> Dataset content:

"""

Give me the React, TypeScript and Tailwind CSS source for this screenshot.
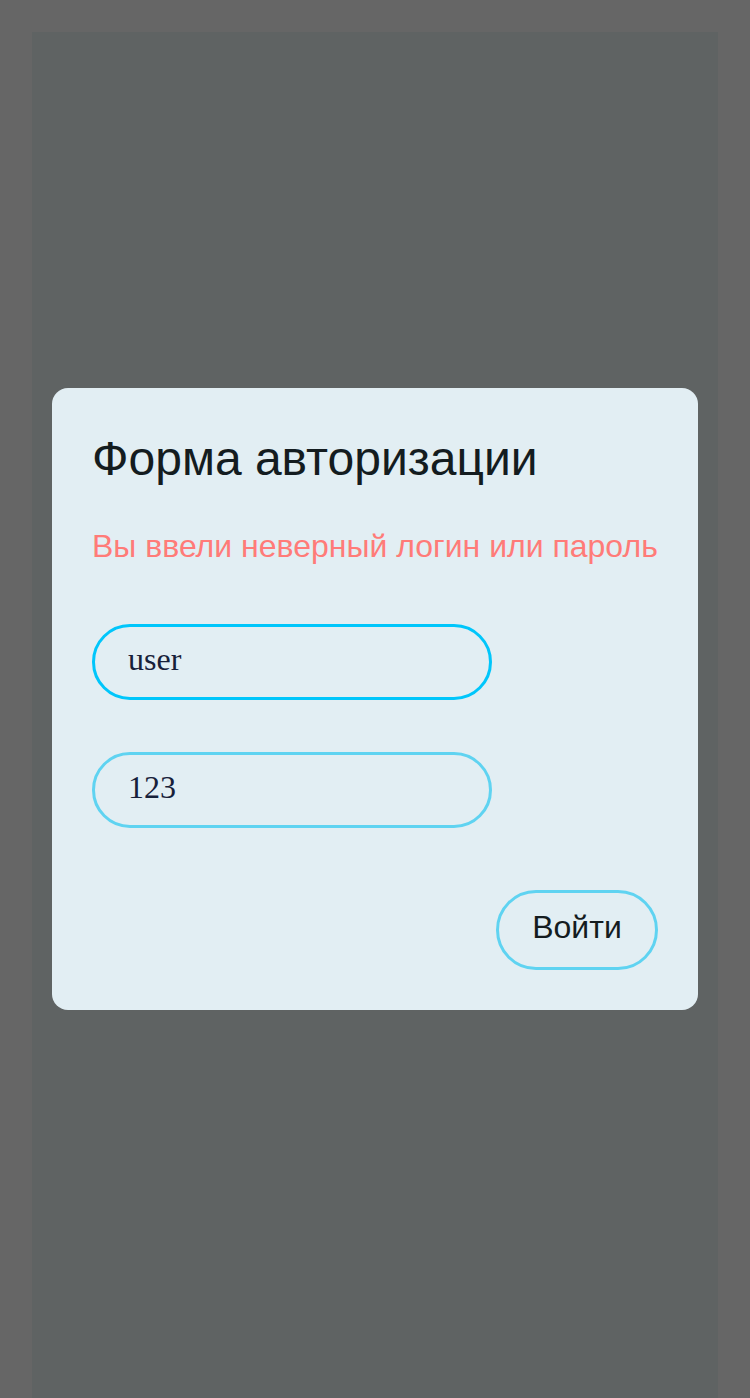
import React from 'react';

const App: React.FC = () => {
  return (
    <div className="min-h-screen bg-[#666666] px-8 pt-8">
      <div className="flex h-[1366px] items-center bg-[#5f6363] px-5 pb-8">
        <form
          className="flex w-full flex-col rounded-2xl bg-[#e2eef3] px-10 pt-[43px] pb-10"
          onSubmit={(e) => e.preventDefault()}
        >
          <h1 className="text-[48px] leading-[56px] text-[#141c1f] [font-family:'Liberation_Sans',Arial,sans-serif]">
            Форма авторизации
          </h1>
          <p className="mt-[39px] text-[32px] leading-[40px] text-[#ff7b78] [font-family:'Liberation_Sans',Arial,sans-serif]">
            Вы ввели неверный логин или пароль
          </p>
          <input
            defaultValue="user"
            className="mt-[58px] h-[76px] w-[400px] rounded-full border-[3px] border-[#00c6fb] bg-transparent px-[33px] pb-[6px] text-[32px] text-[#17213a] outline-none [font-family:'Liberation_Serif','Times_New_Roman',serif]"
          />
          <input
            defaultValue="123"
            className="mt-[52px] h-[76px] w-[400px] rounded-full border-[3px] border-[#5fd3f1] bg-transparent px-[33px] pb-[6px] text-[32px] text-[#17213a] outline-none [font-family:'Liberation_Serif','Times_New_Roman',serif]"
          />
          <div className="mt-[62px] flex justify-end">
            <button
              type="submit"
              className="h-[80px] w-[162px] rounded-full border-[3px] border-[#5fd3f1] bg-transparent pb-[6px] text-[32px] text-[#141c1f] [font-family:'Liberation_Sans',Arial,sans-serif]"
            >
              Войти
            </button>
          </div>
        </form>
      </div>
    </div>
  );
};

export default App;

"""

Reproduce the data above in full, exactly as it is, with the pictures left out.

> Task output:
Give me the React, TypeScript and Tailwind CSS source for this screenshot.
import React from 'react';

const App: React.FC = () => {
  return (
    <div className="min-h-screen bg-[#666666] px-8 pt-8">
      <div className="flex h-[1366px] items-center bg-[#5f6363] px-5 pb-8">
        <form
          className="flex w-full flex-col rounded-2xl bg-[#e2eef3] px-10 pt-[43px] pb-10"
          onSubmit={(e) => e.preventDefault()}
        >
          <h1 className="text-[48px] leading-[56px] text-[#141c1f] [font-family:'Liberation_Sans',Arial,sans-serif]">
            Форма авторизации
          </h1>
          <p className="mt-[39px] text-[32px] leading-[40px] text-[#ff7b78] [font-family:'Liberation_Sans',Arial,sans-serif]">
            Вы ввели неверный логин или пароль
          </p>
          <input
            defaultValue="user"
            className="mt-[58px] h-[76px] w-[400px] rounded-full border-[3px] border-[#00c6fb] bg-transparent px-[33px] pb-[6px] text-[32px] text-[#17213a] outline-none [font-family:'Liberation_Serif','Times_New_Roman',serif]"
          />
          <input
            defaultValue="123"
            className="mt-[52px] h-[76px] w-[400px] rounded-full border-[3px] border-[#5fd3f1] bg-transparent px-[33px] pb-[6px] text-[32px] text-[#17213a] outline-none [font-family:'Liberation_Serif','Times_New_Roman',serif]"
          />
          <div className="mt-[62px] flex justify-end">
            <button
              type="submit"
              className="h-[80px] w-[162px] rounded-full border-[3px] border-[#5fd3f1] bg-transparent pb-[6px] text-[32px] text-[#141c1f] [font-family:'Liberation_Sans',Arial,sans-serif]"
            >
              Войти
            </button>
          </div>
        </form>
      </div>
    </div>
  );
};

export default App;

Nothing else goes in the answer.